For a lot of us, this isn’t just a team. It’s a tradition passed down like a family recipe. It’s watching games with people who aren’t around anymore. It’s hearing Woobkdy Durham’s voice in your head when the ball finds the right shot. It’s knowing exactly where you were when Marvin tipped it in, or when Joel Berry II hit back-to-back threes on two bad ankles. It’s the belief that a walk-on in practice is just as important as a McDonald’s All-American, because Dean said so. Because Roy believed it. And because Hubert is continuing it now.

Being a Carolina fan isn’t performative, it’s inherited.

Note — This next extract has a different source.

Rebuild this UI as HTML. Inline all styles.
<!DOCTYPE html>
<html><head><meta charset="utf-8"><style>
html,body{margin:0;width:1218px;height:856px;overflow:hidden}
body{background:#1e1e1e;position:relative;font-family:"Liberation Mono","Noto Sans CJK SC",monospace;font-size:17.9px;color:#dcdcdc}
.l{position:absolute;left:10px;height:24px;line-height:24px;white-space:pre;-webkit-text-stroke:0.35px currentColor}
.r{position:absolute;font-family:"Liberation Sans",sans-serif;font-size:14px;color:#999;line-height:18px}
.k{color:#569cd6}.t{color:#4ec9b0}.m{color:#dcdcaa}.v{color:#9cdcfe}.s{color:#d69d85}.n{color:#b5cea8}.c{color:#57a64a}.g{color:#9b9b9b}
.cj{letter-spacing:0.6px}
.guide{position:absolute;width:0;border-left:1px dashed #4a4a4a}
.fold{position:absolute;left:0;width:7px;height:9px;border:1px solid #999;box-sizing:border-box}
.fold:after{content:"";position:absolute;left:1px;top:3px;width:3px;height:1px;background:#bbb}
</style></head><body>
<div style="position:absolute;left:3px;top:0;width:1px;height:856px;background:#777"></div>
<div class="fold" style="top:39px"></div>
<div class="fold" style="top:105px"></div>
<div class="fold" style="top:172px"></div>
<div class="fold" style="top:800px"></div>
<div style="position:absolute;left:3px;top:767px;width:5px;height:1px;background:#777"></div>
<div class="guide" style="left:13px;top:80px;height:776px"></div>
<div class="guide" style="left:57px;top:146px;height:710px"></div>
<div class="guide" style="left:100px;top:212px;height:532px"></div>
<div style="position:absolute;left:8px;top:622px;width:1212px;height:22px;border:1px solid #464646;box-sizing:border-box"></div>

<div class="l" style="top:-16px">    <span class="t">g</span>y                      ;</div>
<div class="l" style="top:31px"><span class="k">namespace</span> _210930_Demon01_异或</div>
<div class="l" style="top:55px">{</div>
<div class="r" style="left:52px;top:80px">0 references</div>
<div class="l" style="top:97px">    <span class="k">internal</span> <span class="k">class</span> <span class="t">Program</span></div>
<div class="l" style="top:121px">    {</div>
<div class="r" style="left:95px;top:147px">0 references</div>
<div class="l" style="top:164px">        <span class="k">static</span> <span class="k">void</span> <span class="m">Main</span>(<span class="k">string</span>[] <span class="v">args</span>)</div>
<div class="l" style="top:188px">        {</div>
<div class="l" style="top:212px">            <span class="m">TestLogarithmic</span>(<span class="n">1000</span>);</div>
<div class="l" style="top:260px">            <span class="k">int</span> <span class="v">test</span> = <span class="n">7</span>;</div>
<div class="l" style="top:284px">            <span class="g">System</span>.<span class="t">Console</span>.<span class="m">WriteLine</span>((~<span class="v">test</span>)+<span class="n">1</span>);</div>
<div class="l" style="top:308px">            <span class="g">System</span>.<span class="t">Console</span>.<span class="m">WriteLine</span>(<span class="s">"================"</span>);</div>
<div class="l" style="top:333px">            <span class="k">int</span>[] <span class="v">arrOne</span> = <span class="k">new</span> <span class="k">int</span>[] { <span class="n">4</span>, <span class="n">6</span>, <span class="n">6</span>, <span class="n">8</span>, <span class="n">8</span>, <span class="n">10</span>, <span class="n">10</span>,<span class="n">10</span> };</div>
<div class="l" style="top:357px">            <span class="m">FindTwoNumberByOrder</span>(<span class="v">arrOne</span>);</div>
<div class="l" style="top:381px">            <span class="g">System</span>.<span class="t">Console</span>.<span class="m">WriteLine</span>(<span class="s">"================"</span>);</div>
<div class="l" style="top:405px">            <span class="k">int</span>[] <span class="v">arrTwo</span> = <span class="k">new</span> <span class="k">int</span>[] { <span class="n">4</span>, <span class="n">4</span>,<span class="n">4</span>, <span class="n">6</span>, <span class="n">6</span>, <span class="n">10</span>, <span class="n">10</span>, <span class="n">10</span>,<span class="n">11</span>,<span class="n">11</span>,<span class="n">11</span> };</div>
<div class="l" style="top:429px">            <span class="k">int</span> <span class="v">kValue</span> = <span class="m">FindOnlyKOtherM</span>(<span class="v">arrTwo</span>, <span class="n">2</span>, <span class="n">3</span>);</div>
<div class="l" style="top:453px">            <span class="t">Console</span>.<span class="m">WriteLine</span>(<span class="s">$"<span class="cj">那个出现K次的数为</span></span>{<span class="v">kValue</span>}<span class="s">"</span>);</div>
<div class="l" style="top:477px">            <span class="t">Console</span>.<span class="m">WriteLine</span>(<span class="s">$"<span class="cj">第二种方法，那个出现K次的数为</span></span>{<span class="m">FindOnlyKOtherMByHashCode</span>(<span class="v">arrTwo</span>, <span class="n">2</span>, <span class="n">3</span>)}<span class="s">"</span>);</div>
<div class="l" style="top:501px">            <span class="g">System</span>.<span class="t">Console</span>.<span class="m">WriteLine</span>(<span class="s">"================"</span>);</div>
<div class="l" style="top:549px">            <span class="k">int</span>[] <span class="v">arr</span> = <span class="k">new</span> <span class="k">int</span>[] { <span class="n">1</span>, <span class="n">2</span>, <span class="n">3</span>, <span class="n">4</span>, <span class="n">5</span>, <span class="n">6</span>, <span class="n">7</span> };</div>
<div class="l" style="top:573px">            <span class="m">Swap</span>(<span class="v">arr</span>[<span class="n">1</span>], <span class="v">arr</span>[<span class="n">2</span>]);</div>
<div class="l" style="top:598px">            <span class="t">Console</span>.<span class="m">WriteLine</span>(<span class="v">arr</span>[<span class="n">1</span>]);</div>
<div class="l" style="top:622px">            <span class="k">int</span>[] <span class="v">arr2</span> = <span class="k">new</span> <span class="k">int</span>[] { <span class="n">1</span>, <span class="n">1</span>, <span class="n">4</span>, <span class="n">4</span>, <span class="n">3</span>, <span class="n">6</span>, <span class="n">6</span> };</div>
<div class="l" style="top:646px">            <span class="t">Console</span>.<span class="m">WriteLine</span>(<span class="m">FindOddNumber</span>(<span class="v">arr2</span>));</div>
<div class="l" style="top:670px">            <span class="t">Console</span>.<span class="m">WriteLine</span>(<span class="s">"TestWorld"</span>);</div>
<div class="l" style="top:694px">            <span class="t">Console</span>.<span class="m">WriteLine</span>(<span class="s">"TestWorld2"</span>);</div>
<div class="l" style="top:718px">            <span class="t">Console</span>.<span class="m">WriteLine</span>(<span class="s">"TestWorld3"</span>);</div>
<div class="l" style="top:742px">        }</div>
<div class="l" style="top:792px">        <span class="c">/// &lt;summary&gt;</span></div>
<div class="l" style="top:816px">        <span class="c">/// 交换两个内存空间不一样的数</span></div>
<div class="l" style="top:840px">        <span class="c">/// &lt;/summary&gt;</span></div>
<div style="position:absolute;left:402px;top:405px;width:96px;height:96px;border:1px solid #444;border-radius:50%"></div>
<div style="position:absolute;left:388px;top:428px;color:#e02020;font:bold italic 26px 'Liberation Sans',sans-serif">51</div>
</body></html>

It’s internal. You feel it before you can explain it. It’s what makes every March feel like destiny, and every November feel like the start of something worth remembering.

Carolina Basketball raised me. And I don’t just mean as a fan, I mean as a person. When I was a kid in Henderson, the Heels weren’t background noise. They were the whole story. We scheduled dinners around tipoff. You weren’t allowed to call the house during games. My brother and I would stand up in front of the TV for the last two minutes of every close game and stick to every superstitious thing that was working like somehow that would help. And when we lost, when Ed Cota’s floater rimmed out against Utah in ’98 or when Kris Jenkins broke every heart in Chapel Hill at the buzzer, we didn’t talk for a few hours. Not because we were mad at each other, but because we were in mourning. We took it personally. We still do.

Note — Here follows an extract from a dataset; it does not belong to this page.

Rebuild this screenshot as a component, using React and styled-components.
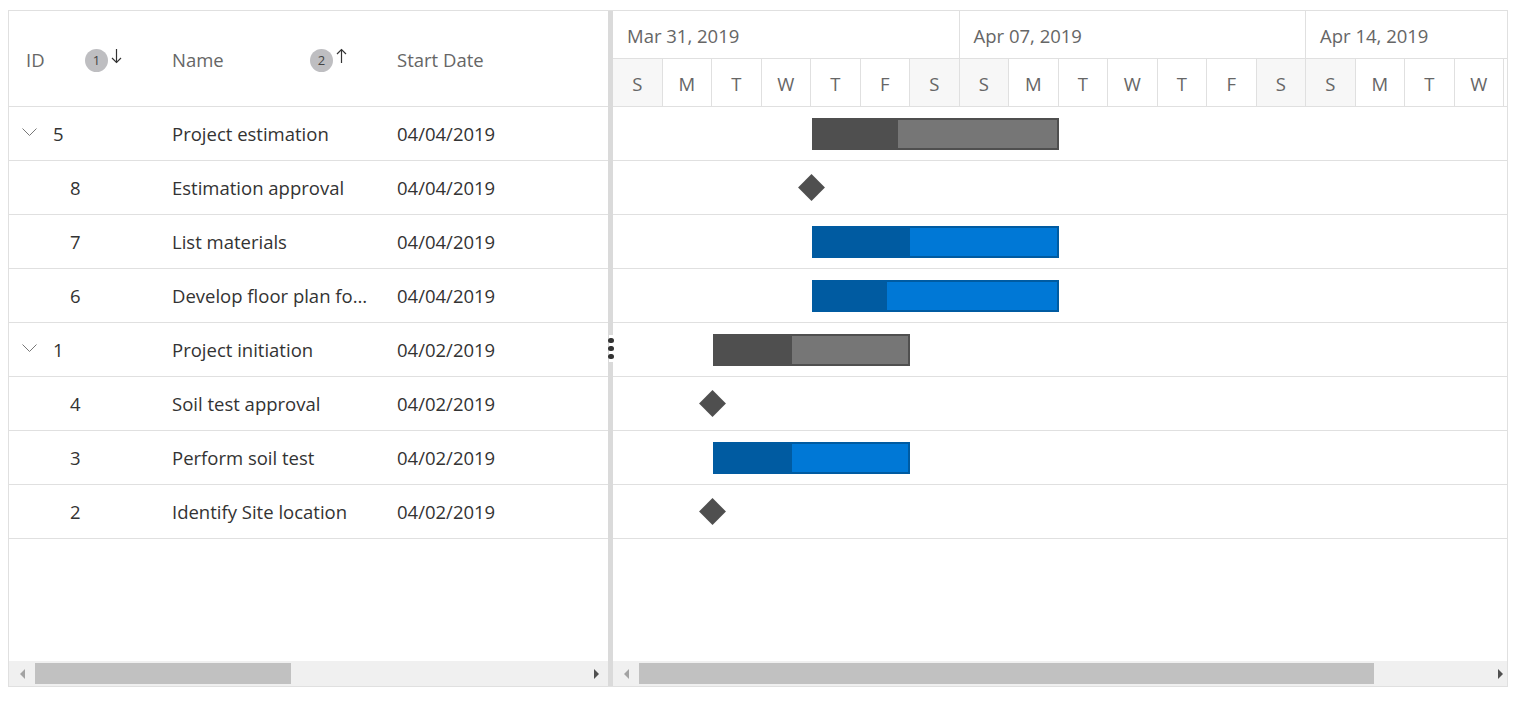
import styled, { createGlobalStyle } from 'styled-components'

const DAY = 49.5;
const FONT = `"Open Sans", "Noto Sans", sans-serif`;

const tasks = [
    { id: 5, name: 'Project estimation', start: '04/04/2019', parent: true, d: 4, len: 5, progress: 0.356 },
    { id: 8, name: 'Estimation approval', start: '04/04/2019', milestone: true, d: 4 },
    { id: 7, name: 'List materials', start: '04/04/2019', d: 4, len: 5, progress: 0.405 },
    { id: 6, name: 'Develop floor plan for estimation', start: '04/04/2019', d: 4, len: 5, progress: 0.31 },
    { id: 1, name: 'Project initiation', start: '04/02/2019', parent: true, d: 2, len: 4, progress: 0.41 },
    { id: 4, name: 'Soil test approval', start: '04/02/2019', milestone: true, d: 2 },
    { id: 3, name: 'Perform soil test', start: '04/02/2019', d: 2, len: 4, progress: 0.41 },
    { id: 2, name: 'Identify Site location', start: '04/02/2019', milestone: true, d: 2 },
];

const weeks = ['Mar 31, 2019', 'Apr 07, 2019', 'Apr 14, 2019'];
const days = ['S', 'M', 'T', 'W', 'T', 'F', 'S'];

export default function App() {
    return (
        <>
            <Global />
            <Gantt>
                <GridPane>
                    <GridHeader>
                        <HeadCell $w={146}>
                            ID
                            <SortMark num={1} dir="down" />
                        </HeadCell>
                        <HeadCell $w={225}>
                            Name
                            <SortMark num={2} dir="up" />
                        </HeadCell>
                        <HeadCell $w={228}>Start Date</HeadCell>
                    </GridHeader>
                    {tasks.map((t) => (
                        <GridRow key={t.id}>
                            <IdCell $child={!t.parent}>
                                {t.parent && <Chevron />}
                                {t.id}
                            </IdCell>
                            <NameCell>{t.name}</NameCell>
                            <DateCell>{t.start}</DateCell>
                        </GridRow>
                    ))}
                    <Filler />
                    <ScrollBar $lead={26} $thumb={256} $trail={24} />
                </GridPane>

                <Splitter>
                    <Handle>
                        <i /><i /><i />
                    </Handle>
                </Splitter>

                <ChartPane>
                    <Timeline>
                        <TopTier>
                            {weeks.map((w) => (
                                <WeekCell key={w}>{w}</WeekCell>
                            ))}
                        </TopTier>
                        <BottomTier>
                            {weeks.flatMap((w) =>
                                days.map((d, i) => (
                                    <DayCell key={w + i} $weekend={i === 0 || i === 6}>{d}</DayCell>
                                ))
                            )}
                        </BottomTier>
                    </Timeline>
                    {tasks.map((t) => (
                        <ChartRow key={t.id}>
                            {t.milestone ? (
                                <Milestone style={{ left: t.d * DAY - 9.5 }} />
                            ) : (
                                <Bar
                                    $parent={t.parent}
                                    style={{ left: t.d * DAY + 1, width: t.len * DAY - 1 }}
                                >
                                    <Progress $parent={t.parent} style={{ width: `${t.progress * 100}%` }} />
                                </Bar>
                            )}
                        </ChartRow>
                    ))}
                    <Filler />
                    <ScrollBar $lead={26} $thumb={735} $trail={13} />
                </ChartPane>
            </Gantt>
        </>
    )
}

function SortMark({ num, dir }) {
    return (
        <Sort>
            <Badge>{num}</Badge>
            <svg width="11" height="16" viewBox="0 0 11 16" fill="none" stroke="#333" strokeWidth="1.2">
                {dir === 'down' ? (
                    <>
                        <path d="M5.5 1v13.5" />
                        <path d="M1 10l4.5 4.5L10 10" />
                    </>
                ) : (
                    <>
                        <path d="M5.5 1.5V15" />
                        <path d="M1 6l4.5-4.5L10 6" />
                    </>
                )}
            </svg>
        </Sort>
    )
}

function Chevron() {
    return (
        <ChevronBox width="15" height="8" viewBox="0 0 15 8" fill="none" stroke="#777" strokeWidth="1">
            <path d="M0.5 0.5l7 7 7-7" />
        </ChevronBox>
    )
}

function ScrollBar({ $lead, $thumb, $trail }) {
    return (
        <Scroll>
            <ArrowBtn $w={$lead}>
                <Tri $dir="left" />
            </ArrowBtn>
            <Track>
                <Thumb style={{ width: $thumb }} />
            </Track>
            <ArrowBtn $w={$trail}>
                <Tri $dir="right" />
            </ArrowBtn>
        </Scroll>
    )
}

//style

const Global = createGlobalStyle`
body{
    margin:0;
    background:#fff;
    font-family:${FONT};
}
#root{
    padding:10px 0 0 8px;
}
`;

const Gantt = styled.div`
display:flex;
width:1500px;
height:677px;
box-sizing:border-box;
border:1px solid #e0e0e0;
overflow:hidden;
`;

const GridPane = styled.div`
width:599px;
flex-shrink:0;
display:flex;
flex-direction:column;
overflow:hidden;
`;

const GridHeader = styled.div`
display:flex;
height:95px;
border-bottom:1px solid #e0e0e0;
flex-shrink:0;
`;

const HeadCell = styled.div`
width:${p => p.$w}px;
flex-shrink:0;
box-sizing:border-box;
display:flex;
align-items:center;
padding:1px 33px 0 17px;
font-size:18.5px;
color:#666;
`;

const Sort = styled.div`
margin-left:auto;
display:flex;
align-items:center;
gap:3px;
svg{
    margin-top:-6px;
}
`;

const Badge = styled.span`
width:23px;
height:23px;
border-radius:50%;
background:#bebec1;
color:#444;
font-size:13px;
display:flex;
align-items:center;
justify-content:center;
margin-top:2px;
`;

const GridRow = styled.div`
display:flex;
height:53px;
border-bottom:1px solid #e0e0e0;
flex-shrink:0;
align-items:center;
font-size:18.5px;
color:#333;
`;

const IdCell = styled.div`
width:146px;
flex-shrink:0;
box-sizing:border-box;
display:flex;
align-items:center;
padding-left:${p => (p.$child ? 61 : 13)}px;
`;

const ChevronBox = styled.svg`
margin-right:16px;
margin-top:-4px;
`;

const NameCell = styled.div`
width:225px;
flex-shrink:0;
box-sizing:border-box;
padding:0 10px 0 17px;
white-space:nowrap;
overflow:hidden;
text-overflow:ellipsis;
`;

const DateCell = styled.div`
width:228px;
flex-shrink:0;
box-sizing:border-box;
padding-left:17px;
`;

const Filler = styled.div`
flex:1;
`;

const Scroll = styled.div`
height:25px;
flex-shrink:0;
background:#f0f0f0;
display:flex;
align-items:center;
`;

const ArrowBtn = styled.div`
width:${p => p.$w}px;
height:100%;
flex-shrink:0;
display:flex;
align-items:center;
justify-content:center;
`;

const Tri = styled.span`
width:0;
height:0;
border-top:5px solid transparent;
border-bottom:5px solid transparent;
${p => p.$dir === 'left'
        ? 'border-right:5px solid #a3a3a3;'
        : 'border-left:5px solid #505050;'}
`;

const Track = styled.div`
flex:1;
height:21px;
`;

const Thumb = styled.div`
height:100%;
background:#c1c1c1;
`;

const Splitter = styled.div`
width:5px;
flex-shrink:0;
background:#dadada;
display:flex;
flex-direction:column;
justify-content:center;
align-items:center;
`;

const Handle = styled.div`
width:5px;
height:27px;
background:#fff;
display:flex;
flex-direction:column;
align-items:center;
justify-content:center;
gap:2.5px;
margin-left:1px;
i{
    display:block;
    width:5.5px;
    height:5.5px;
    border-radius:50%;
    background:#333;
}
`;

const ChartPane = styled.div`
flex:1;
min-width:0;
display:flex;
flex-direction:column;
overflow:hidden;
`;

const Timeline = styled.div`
border-bottom:1px solid #e0e0e0;
flex-shrink:0;
color:#666;
font-size:18.5px;
`;

const TopTier = styled.div`
display:flex;
height:47px;
border-bottom:1px solid #e0e0e0;
`;

const WeekCell = styled.div`
width:${DAY * 7}px;
flex-shrink:0;
box-sizing:border-box;
border-right:1px solid #e0e0e0;
padding:1px 0 0 14px;
display:flex;
align-items:center;
`;

const BottomTier = styled.div`
display:flex;
height:47px;
`;

const DayCell = styled.div`
width:${DAY}px;
flex-shrink:0;
box-sizing:border-box;
border-right:1px solid #e0e0e0;
background:${p => (p.$weekend ? '#f7f7f7' : '#fff')};
display:flex;
align-items:center;
justify-content:center;
padding-top:1px;
`;

const ChartRow = styled.div`
position:relative;
height:53px;
border-bottom:1px solid #e0e0e0;
flex-shrink:0;
`;

const Bar = styled.div`
position:absolute;
top:11px;
height:32px;
box-sizing:border-box;
border:2px solid ${p => (p.$parent ? '#4f4f4f' : '#005ba1')};
background:${p => (p.$parent ? '#767676' : '#0078d6')};
`;

const Progress = styled.div`
height:100%;
margin:-2px 0 0 -2px;
padding-bottom:4px;
background:${p => (p.$parent ? '#4f4f4f' : '#005ba1')};
`;

const Milestone = styled.div`
position:absolute;
top:17px;
width:19px;
height:19px;
background:#4f4f4f;
transform:rotate(45deg);
`;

When I started One Shining Podcast, it wasn’t just a job. It was a chance to talk about the sport the way we talk about it in North Carolina, no agendas, no gimmicks. Just ball. I’ve been lucky to sit courtside at Final Fours, to talk to legends about what it means to bleed for a program, to interview Roy Williams during the days of his tenure when he still had something to prove—and been even luckier to watch him prove it. I’ve watched practices from the sideline at the Smith Center and I’ve sat in student sections packed shoulder-to-shoulder with people who care way too much about a free Chick-fil-A sandwich. Every one of those moments reminded me: Carolina Basketball isn’t just a product. It’s a promise.

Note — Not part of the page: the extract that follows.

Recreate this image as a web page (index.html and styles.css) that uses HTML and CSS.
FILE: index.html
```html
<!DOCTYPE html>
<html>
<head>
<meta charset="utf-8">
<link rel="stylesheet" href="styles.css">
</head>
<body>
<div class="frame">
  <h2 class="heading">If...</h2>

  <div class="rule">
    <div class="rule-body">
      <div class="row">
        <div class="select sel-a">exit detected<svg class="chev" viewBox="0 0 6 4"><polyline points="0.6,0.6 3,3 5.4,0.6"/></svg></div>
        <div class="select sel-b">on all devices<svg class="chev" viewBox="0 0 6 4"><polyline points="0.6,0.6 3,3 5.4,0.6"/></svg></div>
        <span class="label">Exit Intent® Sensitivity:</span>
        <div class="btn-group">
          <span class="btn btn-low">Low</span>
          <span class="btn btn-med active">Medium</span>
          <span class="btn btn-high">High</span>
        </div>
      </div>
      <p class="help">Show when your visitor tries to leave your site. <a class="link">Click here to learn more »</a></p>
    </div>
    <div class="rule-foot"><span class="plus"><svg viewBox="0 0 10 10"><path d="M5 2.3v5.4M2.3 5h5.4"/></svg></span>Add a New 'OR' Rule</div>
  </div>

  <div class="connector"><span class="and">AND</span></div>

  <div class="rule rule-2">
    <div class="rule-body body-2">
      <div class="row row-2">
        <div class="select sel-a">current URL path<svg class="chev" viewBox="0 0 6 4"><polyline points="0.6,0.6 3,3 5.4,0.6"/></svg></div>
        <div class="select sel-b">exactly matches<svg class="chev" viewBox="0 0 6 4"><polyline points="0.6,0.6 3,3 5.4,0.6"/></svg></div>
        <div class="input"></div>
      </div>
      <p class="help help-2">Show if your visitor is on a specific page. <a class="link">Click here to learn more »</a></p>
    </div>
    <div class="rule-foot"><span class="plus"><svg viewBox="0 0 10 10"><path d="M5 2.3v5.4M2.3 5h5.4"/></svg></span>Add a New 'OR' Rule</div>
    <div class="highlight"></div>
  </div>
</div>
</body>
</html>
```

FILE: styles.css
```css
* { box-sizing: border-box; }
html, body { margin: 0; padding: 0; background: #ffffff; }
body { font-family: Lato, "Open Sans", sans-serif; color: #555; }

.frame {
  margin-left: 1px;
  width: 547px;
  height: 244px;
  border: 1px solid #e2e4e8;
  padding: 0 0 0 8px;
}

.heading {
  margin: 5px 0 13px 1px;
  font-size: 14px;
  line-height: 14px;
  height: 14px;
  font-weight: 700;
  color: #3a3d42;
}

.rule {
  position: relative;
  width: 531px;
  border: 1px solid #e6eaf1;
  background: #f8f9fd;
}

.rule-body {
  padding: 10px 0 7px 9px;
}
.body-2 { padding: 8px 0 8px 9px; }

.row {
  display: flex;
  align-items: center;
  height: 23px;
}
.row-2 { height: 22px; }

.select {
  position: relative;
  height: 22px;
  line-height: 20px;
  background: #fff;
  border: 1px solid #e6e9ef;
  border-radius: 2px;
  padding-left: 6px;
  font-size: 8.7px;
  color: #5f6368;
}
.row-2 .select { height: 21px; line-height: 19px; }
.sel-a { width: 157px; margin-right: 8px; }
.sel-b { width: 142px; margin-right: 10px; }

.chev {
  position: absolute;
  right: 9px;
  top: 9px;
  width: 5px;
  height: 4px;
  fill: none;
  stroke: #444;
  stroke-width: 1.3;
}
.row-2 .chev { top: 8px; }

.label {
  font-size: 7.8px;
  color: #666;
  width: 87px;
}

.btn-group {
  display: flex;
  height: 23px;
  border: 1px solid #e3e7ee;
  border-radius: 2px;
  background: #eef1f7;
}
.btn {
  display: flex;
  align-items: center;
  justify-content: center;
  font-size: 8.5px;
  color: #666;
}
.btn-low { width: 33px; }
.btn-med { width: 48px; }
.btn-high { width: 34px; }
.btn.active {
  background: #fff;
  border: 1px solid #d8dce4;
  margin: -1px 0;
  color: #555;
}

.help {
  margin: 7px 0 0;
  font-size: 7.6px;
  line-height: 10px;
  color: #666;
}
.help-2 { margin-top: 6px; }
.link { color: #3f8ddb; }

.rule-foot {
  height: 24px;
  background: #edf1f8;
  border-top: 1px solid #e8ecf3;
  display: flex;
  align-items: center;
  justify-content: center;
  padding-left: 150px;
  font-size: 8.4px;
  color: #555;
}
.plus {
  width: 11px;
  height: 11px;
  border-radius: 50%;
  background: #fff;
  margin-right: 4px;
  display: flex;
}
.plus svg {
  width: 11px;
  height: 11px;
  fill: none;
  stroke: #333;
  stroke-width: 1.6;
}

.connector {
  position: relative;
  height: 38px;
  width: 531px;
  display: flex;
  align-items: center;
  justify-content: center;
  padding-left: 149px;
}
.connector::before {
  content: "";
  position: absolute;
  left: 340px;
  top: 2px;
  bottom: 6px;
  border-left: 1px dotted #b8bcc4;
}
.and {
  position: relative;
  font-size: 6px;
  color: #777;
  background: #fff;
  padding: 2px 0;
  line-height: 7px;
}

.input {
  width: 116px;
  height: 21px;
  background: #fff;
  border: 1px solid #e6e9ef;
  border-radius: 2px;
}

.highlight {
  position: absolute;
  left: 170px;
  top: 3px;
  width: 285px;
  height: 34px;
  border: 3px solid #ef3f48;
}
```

And here’s the thing, you don’t have to have worn the jersey to be part of it. You just have to get it. You have to understand that when Coach Smith taught players to point to the passer, he wasn’t just coaching basketball. He was instilling a way of life. You have to feel something when you walk into the Dean Dome and see the banners, not as trophies, but as responsibilities. You have to believe that when Hubert Davis says, “I love this place,” he means it in a way that can’t be measured on a whiteboard or in a postgame presser.

Carolina fans don’t need to shout about being elite. We’ve lived it. We’ve felt the weight of expectations, and we’ve felt the joy of meeting them. We’ve seen Rasheed Wallace play with fire in his eyes and Vince Carter levitate like a myth. We’ve seen Roy Williams, fresh off heartbreak, come back hungrier than ever. We’ve seen Isaiah Hicks, once the fall guy, redeem himself with a right-handed double-pump shot that sealed a title. And we’ve seen the next generation begin to carve out a legacy of its own.

This issue is about that legacy. Not just the big moments, but the values behind them. The things that don’t show up in the box score. The lessons that last a lifetime. And maybe, if we’re lucky, it reminds someone out there, maybe a kid in Henderson flipping through pages after practice, that they’re part of something bigger. That they’re connected to all who came before, who cheered and cried and believed just as hard.

If you’ve ever felt like Carolina Basketball gave you something that special, something everlasting, then this is for you.

Thanks for reading. Thanks to all the talented people involved in putting this issue together. Thanks to the greatest college basketball player in the 21st century, Tyler Hansbrough. And as always…Go Heels.